>> Start

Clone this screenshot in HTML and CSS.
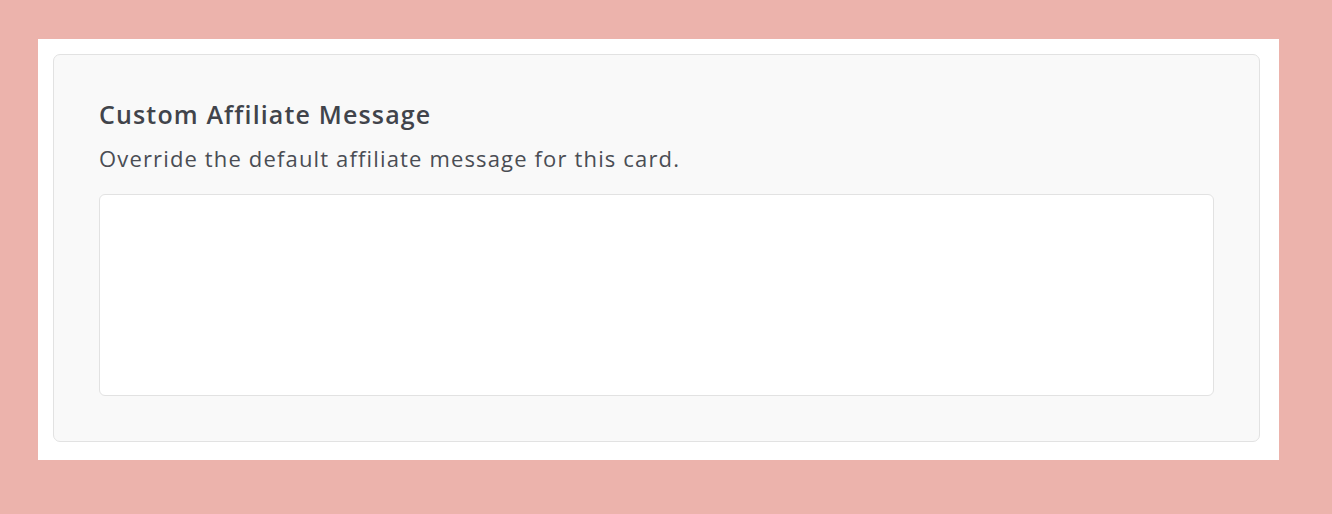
FILE: index.html
```html
<!DOCTYPE html>
<html>
<head>
<meta charset="utf-8">
<link rel="stylesheet" href="styles.css">
</head>
<body>
<div class="sheet">
  <section class="card">
    <h2 class="card-title">Custom Affiliate Message</h2>
    <p class="card-desc">Override the default affiliate message for this card.</p>
    <textarea class="card-input"></textarea>
  </section>
</div>
</body>
</html>
```
FILE: styles.css
```css
html, body {
  margin: 0;
  padding: 0;
}
body {
  background: #ecb3ac;
  width: 1332px;
  height: 514px;
  font-family: "Open Sans", "Lato", sans-serif;
}
.sheet {
  margin: 39px 0 0 38px;
  width: 1241px;
  height: 421px;
  box-sizing: border-box;
  background: #ffffff;
  padding: 15px 19px 0 15px;
}
.card {
  box-sizing: border-box;
  height: 388px;
  background: #f9f9f9;
  border: 1px solid #e2e2e2;
  border-radius: 7px;
  padding: 43px 45px 0 45px;
  display: flex;
  flex-direction: column;
}
.card-title {
  margin: 0;
  font-size: 25px;
  font-weight: 600;
  line-height: 32px;
  letter-spacing: 1.15px;
  color: #41444b;
}
.card-desc {
  margin: 14px 0 0 0;
  font-size: 22px;
  font-weight: 400;
  line-height: 28px;
  letter-spacing: 1.15px;
  color: #4a4d54;
}
.card-input {
  margin: 22px 0 0 0;
  display: block;
  width: 100%;
  height: 202px;
  box-sizing: border-box;
  background: #ffffff;
  border: 1px solid #e2e2e2;
  border-radius: 6px;
  resize: none;
  outline: none;
}
```
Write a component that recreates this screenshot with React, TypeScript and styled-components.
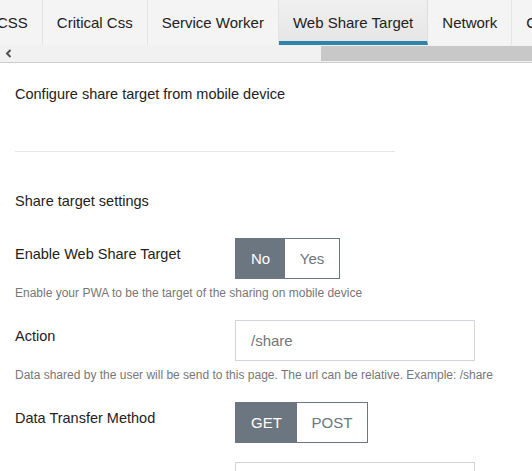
import styled, { createGlobalStyle, css } from "styled-components";

const GlobalStyle = createGlobalStyle`
  body {
    margin: 0;
    background: #ffffff;
    font-family: "Liberation Sans", Arial, sans-serif;
    color: #222222;
  }
`;

const tabs = ["CSS", "Critical Css", "Service Worker", "Web Share Target", "Network", "Cache"];

const App = () => {
  return (
    <>
      <GlobalStyle />
      <Page>
        <TabStrip>
          <TabList>
            {tabs.map((t) => (
              <Tab key={t} active={t === "Web Share Target"}>
                {t}
              </Tab>
            ))}
          </TabList>
        </TabStrip>
        <ScrollBar>
          <Arrow>
            <svg width="7" height="9" viewBox="0 0 7 9">
              <path d="M5.5 1 L2 4.5 L5.5 8" stroke="#505050" strokeWidth="2" fill="none" />
            </svg>
          </Arrow>
          <Track>
            <Thumb />
          </Track>
        </ScrollBar>

        <Content>
          <Intro>Configure share target from mobile device</Intro>
          <Divider />
          <SectionTitle>Share target settings</SectionTitle>

          <Field>
            <Row>
              <Label>Enable Web Share Target</Label>
              <Toggle>
                <ToggleOption selected wide={49}>No</ToggleOption>
                <ToggleOption wide={54}>Yes</ToggleOption>
              </Toggle>
            </Row>
            <Help>Enable your PWA to be the target of the sharing on mobile device</Help>
          </Field>

          <Field>
            <Row>
              <Label>Action</Label>
              <Input placeholder="/share" />
            </Row>
            <Help>Data shared by the user will be send to this page. The url can be relative. Example: /share</Help>
          </Field>

          <Field>
            <Row>
              <Label>Data Transfer Method</Label>
              <Toggle>
                <ToggleOption selected wide={61}>GET</ToggleOption>
                <ToggleOption wide={70}>POST</ToggleOption>
              </Toggle>
            </Row>
          </Field>

          <Field>
            <Row>
              <Label></Label>
              <Input />
            </Row>
          </Field>
        </Content>
      </Page>
    </>
  );
};

export default App;

const Page = styled.div`
  width: 532px;
  height: 471px;
  overflow: hidden;
`;

const TabStrip = styled.div`
  height: 45px;
  overflow: hidden;
  background: #f4f4f4;
`;

const TabList = styled.div`
  display: flex;
  margin-left: -17px;
  height: 45px;
`;

const Tab = styled.div<{ active?: boolean }>`
  flex: none;
  box-sizing: border-box;
  height: 45px;
  padding: 0 14px 0 14px;
  display: flex;
  align-items: center;
  font-size: 15px;
  color: #222222;
  border-right: 1px solid #e4e4e4;
  background: #f4f4f4;
  white-space: nowrap;

  ${(p) =>
    p.active &&
    css`
      background: linear-gradient(#f0f0f0, #e6e6e6);
      border-bottom: 4px solid #2f84a9;
      padding-top: 4px;
      border-right-color: #dedede;
    `}
`;

const ScrollBar = styled.div`
  display: flex;
  height: 17px;
  background: #f1f1f1;
  border-bottom: 1px solid #cdcdcd;
`;

const Arrow = styled.div`
  width: 17px;
  display: flex;
  align-items: center;
  justify-content: center;
`;

const Track = styled.div`
  flex: 1;
  display: flex;
  justify-content: flex-end;
  padding: 1px 0;
`;

const Thumb = styled.div`
  width: 211px;
  background: #c8c8c8;
`;

const Content = styled.div`
  padding: 21px 15px 0;
  font-size: 14.5px;
`;

const Intro = styled.div`
  line-height: 20px;
`;

const Divider = styled.hr`
  width: 380px;
  margin: 47px 0 0;
  border: none;
  border-top: 1px solid #e6e6e6;
`;

const SectionTitle = styled.div`
  line-height: 20px;
  margin-top: 39px;
  margin-bottom: 27px;
`;

const Field = styled.div`
  margin-bottom: 19px;
`;

const Row = styled.div`
  display: flex;
  align-items: flex-start;
`;

const Label = styled.div`
  width: 220px;
  flex: none;
  line-height: 20px;
  padding-top: 6px;
`;

const Toggle = styled.div`
  display: flex;
  height: 41px;
  box-sizing: border-box;
  border: 1px solid #6c7680;
`;

const ToggleOption = styled.div<{ selected?: boolean; wide: number }>`
  width: ${(p) => p.wide}px;
  display: flex;
  align-items: center;
  justify-content: center;
  font-size: 15px;
  color: ${(p) => (p.selected ? "#ffffff" : "#6c7680")};
  background: ${(p) => (p.selected ? "#6c7680" : "#ffffff")};
`;

const Input = styled.input`
  width: 240px;
  height: 41px;
  box-sizing: border-box;
  border: 1px solid #d3d5da;
  padding: 0 15px;
  font-family: "Liberation Sans", Arial, sans-serif;
  font-size: 15px;
  color: #555555;
  outline: none;

  ::placeholder {
    color: #777777;
  }
`;

const Help = styled.div`
  margin-top: 6px;
  font-size: 12px;
  line-height: 16px;
  color: #777777;
`;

>> End

## WRITTEN EXERCISE
Reproduce the entries exactly, from the line with "Write a component" to the line with "</ScrollBar>", both lines included, keeping no pictures.

## SOLVED EXERCISE
Write a component that recreates this screenshot with React, TypeScript and styled-components.
import styled, { createGlobalStyle, css } from "styled-components";

const GlobalStyle = createGlobalStyle`
  body {
    margin: 0;
    background: #ffffff;
    font-family: "Liberation Sans", Arial, sans-serif;
    color: #222222;
  }
`;

const tabs = ["CSS", "Critical Css", "Service Worker", "Web Share Target", "Network", "Cache"];

const App = () => {
  return (
    <>
      <GlobalStyle />
      <Page>
        <TabStrip>
          <TabList>
            {tabs.map((t) => (
              <Tab key={t} active={t === "Web Share Target"}>
                {t}
              </Tab>
            ))}
          </TabList>
        </TabStrip>
        <ScrollBar>
          <Arrow>
            <svg width="7" height="9" viewBox="0 0 7 9">
              <path d="M5.5 1 L2 4.5 L5.5 8" stroke="#505050" strokeWidth="2" fill="none" />
            </svg>
          </Arrow>
          <Track>
            <Thumb />
          </Track>
        </ScrollBar>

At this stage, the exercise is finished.